Study data sheets with special attention to how and under what conditions the vendor specifies the number of mating cycles, as there is no industry standard (except in special cases). Is it defined with respect to a defined increase in contact resistance? Insertion force? Other?
If using the PC-board edge with fingers as one half of the connector pair, work with the board fabricator to determine what sort of extra or special plating is available, since the standard one- or two-ounce copper may not work well for long.
Consider using a more rugged two-piece connector rather than PCB edge fingers, if possible.

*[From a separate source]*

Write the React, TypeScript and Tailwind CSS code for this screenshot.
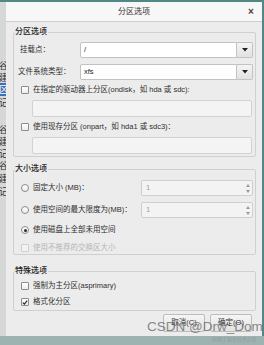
import React from "react";

function Check({ checked = false, disabled = false }: { checked?: boolean; disabled?: boolean }) {
  return (
    <span
      className={
        "flex h-[8px] w-[8px] shrink-0 items-center justify-center rounded-[1px] border " +
        (disabled ? "border-[#d0d0d0] bg-[#f2f2f2]" : "border-[#8c8c8c] bg-gradient-to-b from-[#ffffff] to-[#ececec]")
      }
    >
      {checked && (
        <svg width="7" height="7" viewBox="0 0 7 7">
          <path d="M1 3.6 L2.8 5.4 L6 1.4" stroke="#2a2a2a" strokeWidth="1.4" fill="none" />
        </svg>
      )}
    </span>
  );
}

function Radio({ checked = false }: { checked?: boolean }) {
  return (
    <span className="flex h-[8px] w-[8px] shrink-0 items-center justify-center rounded-full border border-[#8c8c8c] bg-gradient-to-b from-[#ffffff] to-[#ececec]">
      {checked && <span className="h-[3px] w-[3px] rounded-full bg-[#2a2a2a]" />}
    </span>
  );
}

function Combo({ value }: { value: string }) {
  return (
    <div className="flex h-[16px] flex-1">
      <div className="flex flex-1 items-center rounded-l-[2px] border border-[#c2c2c2] bg-white pl-[3px] text-[#222]">
        {value}
      </div>
      <div className="flex w-[16px] items-center justify-center rounded-r-[2px] border border-l-0 border-[#c2c2c2] bg-gradient-to-b from-[#f4f4f4] to-[#e2e2e2]">
        <svg width="6" height="4" viewBox="0 0 6 4">
          <path d="M0 0 L6 0 L3 3.5 Z" fill="#222" />
        </svg>
      </div>
    </div>
  );
}

function Spin() {
  return (
    <div className="flex h-[16px] w-[112px] shrink-0 items-center rounded-[2px] border border-[#cfcfcf] bg-[#f3f3f3]">
      <span className="flex-1 pl-[4px] text-[#a0a0a0]">1</span>
      <div className="flex w-[9px] flex-col items-center justify-center gap-[3px]">
        <svg width="4" height="3" viewBox="0 0 4 3">
          <path d="M0 3 L4 3 L2 0 Z" fill="#9a9a9a" />
        </svg>
        <svg width="4" height="3" viewBox="0 0 4 3">
          <path d="M0 0 L4 0 L2 3 Z" fill="#9a9a9a" />
        </svg>
      </div>
    </div>
  );
}

function Entry() {
  return <div className="ml-[12px] mr-[1px] h-[17px] rounded-[2px] border border-[#d2d2d2] bg-[#f4f4f4]" />;
}

const leftChars = [
  { c: "谷", h: 12, blue: false },
  { c: "建", h: 11, blue: false },
  { c: "区", h: 13, blue: true },
  { c: "记", h: 14, blue: false },
  { c: "", h: 14, blue: false },
  { c: "谷", h: 12, blue: false },
  { c: "建", h: 12, blue: false },
  { c: "记", h: 12, blue: false },
  { c: "谷", h: 12, blue: false },
  { c: "建", h: 13, blue: false },
  { c: "记", h: 13, blue: false },
];

export default function App() {
  return (
    <div className="relative h-[345px] w-[264px] overflow-hidden bg-[#9db3b1] font-['Liberation_Sans','Noto_Sans_CJK_SC',sans-serif] text-[7.5px] leading-[10px] text-[#2e2e2e]">
      <div className="h-[2px] bg-[#4f8884]" />
      <div className="flex h-[334px]">
        {/* background app strip */}
        <div className="flex w-[6px] flex-col overflow-hidden bg-[#d6d8d8] pt-[58px]">
          {leftChars.map((r, i) => (
            <div
              key={i}
              className={"flex items-center justify-end text-[9px] " + (r.blue ? "bg-[#3d6fb3] text-white" : "text-[#333]")}
              style={{ height: r.h }}
            >
              <span className="-mr-[2px] shrink-0 whitespace-nowrap">{r.c}</span>
            </div>
          ))}
        </div>
        {/* dialog */}
        <div className="flex w-[256px] flex-col bg-[#ececec]">
          <div className="flex h-[20px] items-center border-b border-[#cdcdcd] bg-[#f7f7f7]">
            <div className="flex-1 pl-[20px] text-center text-[8px] text-[#333]">分区选项</div>
            <div className="w-[20px] pr-[2px] text-center text-[10px] font-bold text-[#444]">×</div>
          </div>
          <div className="flex flex-1 flex-col pl-[7px] pr-[6px] pt-[5px]">
            {/* section 1 */}
            <fieldset className="rounded-[2px] border border-[#d0d0d0] px-[6px] pb-[2px] pr-[2px]">
              <legend className="-ml-[5px] pr-[1px] text-[8px] font-medium text-[#222]">分区选项</legend>
              <div className="flex flex-col pt-[5px]">
                <div className="flex items-center">
                  <span className="w-[60px] whitespace-nowrap">挂载点：</span>
                  <Combo value="/" />
                </div>
                <div className="mt-[6px] flex items-center">
                  <span className="-ml-[2px] w-[62px] whitespace-nowrap">文件系统类型：</span>
                  <Combo value="xfs" />
                </div>
                <div className="mt-[5px] flex h-[10px] items-center gap-[4px] pl-[1px]">
                  <Check />
                  <span className="whitespace-nowrap">在指定的驱动器上分区(ondisk，如 hda 或 sdc):</span>
                </div>
                <div className="mt-[5px]">
                  <Entry />
                </div>
                <div className="mt-[5px] flex h-[10px] items-center gap-[4px] pl-[1px]">
                  <Check />
                  <span className="whitespace-nowrap">使用现存分区 (onpart，如 hda1 或 sdc3)：</span>
                </div>
                <div className="mt-[5px]">
                  <Entry />
                </div>
              </div>
            </fieldset>

            {/* section 2 */}
            <fieldset className="mt-[7px] rounded-[2px] border border-[#d0d0d0] px-[6px] pb-[1px] pr-[2px]">
              <legend className="-ml-[5px] pr-[1px] text-[8px] font-medium text-[#222]">大小选项</legend>
              <div className="flex flex-col pt-[6px]">
                <div className="flex items-center gap-[4px] pl-[1px]">
                  <Radio />
                  <span className="flex-1 whitespace-nowrap">固定大小 (MB)：</span>
                  <Spin />
                </div>
                <div className="mt-[6px] flex items-center gap-[4px] pl-[1px]">
                  <Radio />
                  <span className="flex-1 whitespace-nowrap">使用空间的最大限度为(MB)：</span>
                  <Spin />
                </div>
                <div className="mt-[7px] flex h-[10px] items-center gap-[4px] pl-[1px]">
                  <Radio checked />
                  <span className="whitespace-nowrap">使用磁盘上全部未用空间</span>
                </div>
                <div className="mt-[8px] flex h-[10px] items-center gap-[4px] pl-[1px]">
                  <Check disabled />
                  <span className="whitespace-nowrap text-[#b6b6b6]">使用不推荐的交换区大小</span>
                </div>
              </div>
            </fieldset>

            {/* section 3 */}
            <fieldset className="mt-[11px] rounded-[2px] border border-[#d0d0d0] px-[6px] pb-[3px] pr-[2px]">
              <legend className="-ml-[5px] pr-[1px] text-[8px] font-medium text-[#222]">特殊选项</legend>
              <div className="flex flex-col pt-[5px]">
                <div className="flex h-[10px] items-center gap-[4px] pl-[1px]">
                  <Check />
                  <span className="whitespace-nowrap">强制为主分区(asprimary)</span>
                </div>
                <div className="mt-[6px] flex h-[10px] items-center gap-[4px] pl-[1px]">
                  <Check checked />
                  <span className="whitespace-nowrap">格式化分区</span>
                </div>
              </div>
            </fieldset>

            <div className="mt-[3px] flex justify-end gap-[5px] pr-[4px]">
              <div className="flex h-[18px] w-[42px] items-center justify-center whitespace-nowrap rounded-[2px] border border-[#bdbdbd] bg-gradient-to-b from-[#f5f5f5] to-[#e3e3e3]">
                取消(C)
              </div>
              <div className="flex h-[18px] w-[42px] items-center justify-center whitespace-nowrap rounded-[2px] border border-[#bdbdbd] bg-gradient-to-b from-[#f5f5f5] to-[#e3e3e3]">
                确定(O)
              </div>
            </div>
          </div>
        </div>
        <div className="flex-1 bg-[#4f8884]" />
      </div>

      {/* watermarks */}
      <div className="absolute left-[147px] top-[319px] whitespace-nowrap font-['Liberation_Sans',sans-serif] text-[13.5px] leading-[16px] text-[#6a6a6a]/80">
        CSDN @Drw_Dom
      </div>
      <div className="absolute left-[212px] top-[336px] whitespace-nowrap text-[5px] leading-[7px] text-[#9a9a9a]">@稀土掘金技术社区</div>
    </div>
  );
}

Check if the connector vendor offers thicker connector-contact plating as a custom or even standard option, as many do (also consider if it makes sense for the final bill of materials).
Recognize that mating-cycle longevity needs are often very different for power connectors than they are for signal connectors; the cycle-count limits are especially challenging for tiny gigahertz-class connectors. In general, especially for mass-market consumer applications, it is hard to determine how many mating cycles are a reasonable number as a goal. An AC plug may be used rarely (kitchen toaster oven) or every day (hair dryer). The same dilemma applies to a USB connector.

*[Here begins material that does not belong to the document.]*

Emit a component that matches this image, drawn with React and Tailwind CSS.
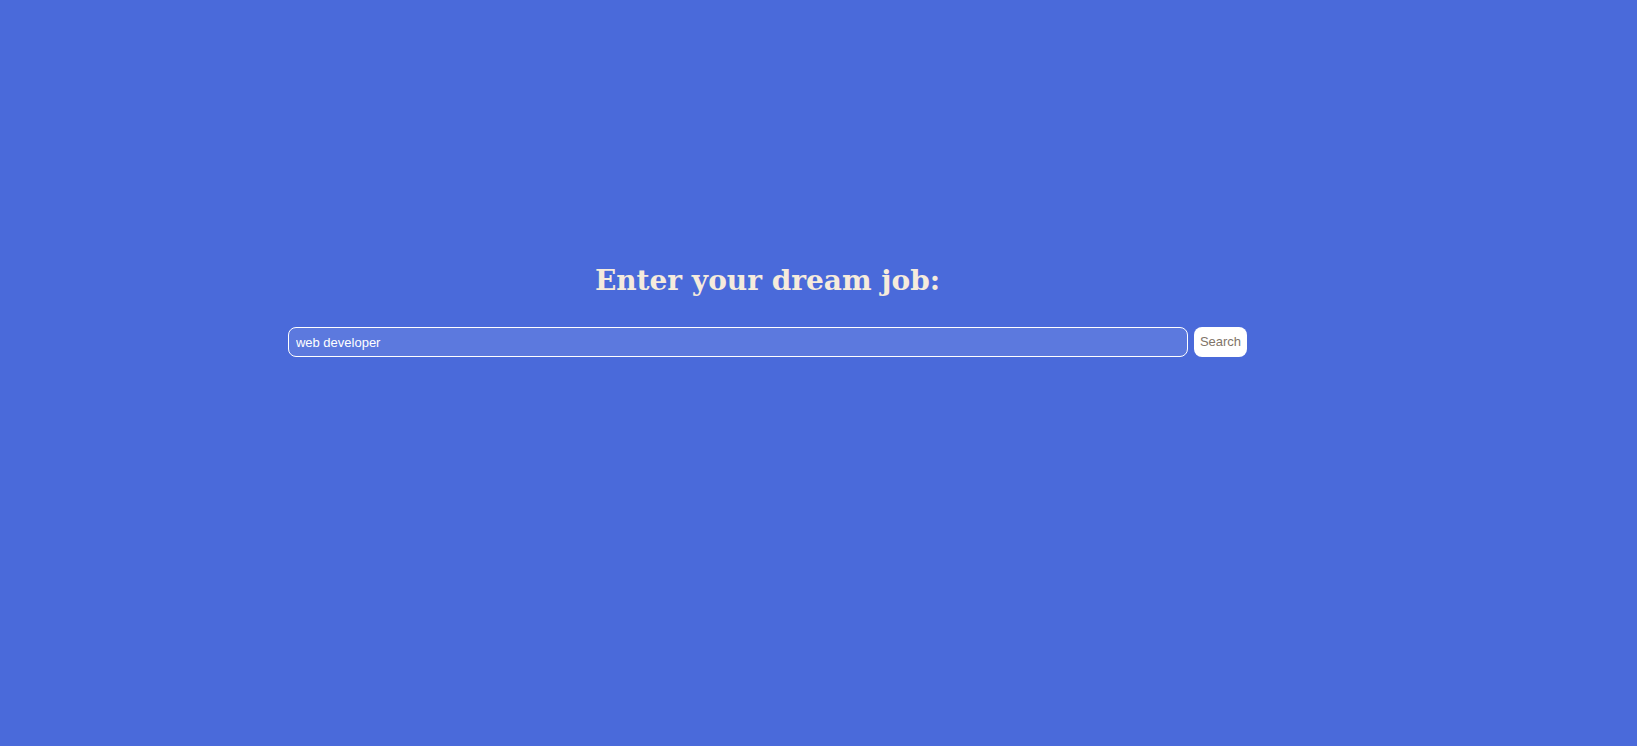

Finally, if the application supports hot plugging, there will be new issues of pitting and fretting of the contact surfaces during insertion and removal cycles.

Summary

Connectors are reliable when used within their defined specification ranges. However, it’s easy to overlook their limits, especially in the debug and evaluation stages, and exceed their ratings for mating cycles and other parameters. The result can be frustrating, intermittent, and inexplicable circuit misbehavior.

Add this to your “keep in mind” list: the humble connector is yet another component that will need some attention and consideration. Anyone who casually remarks “what’s the big deal?” about the topic is woefully naïve or has been very lucky.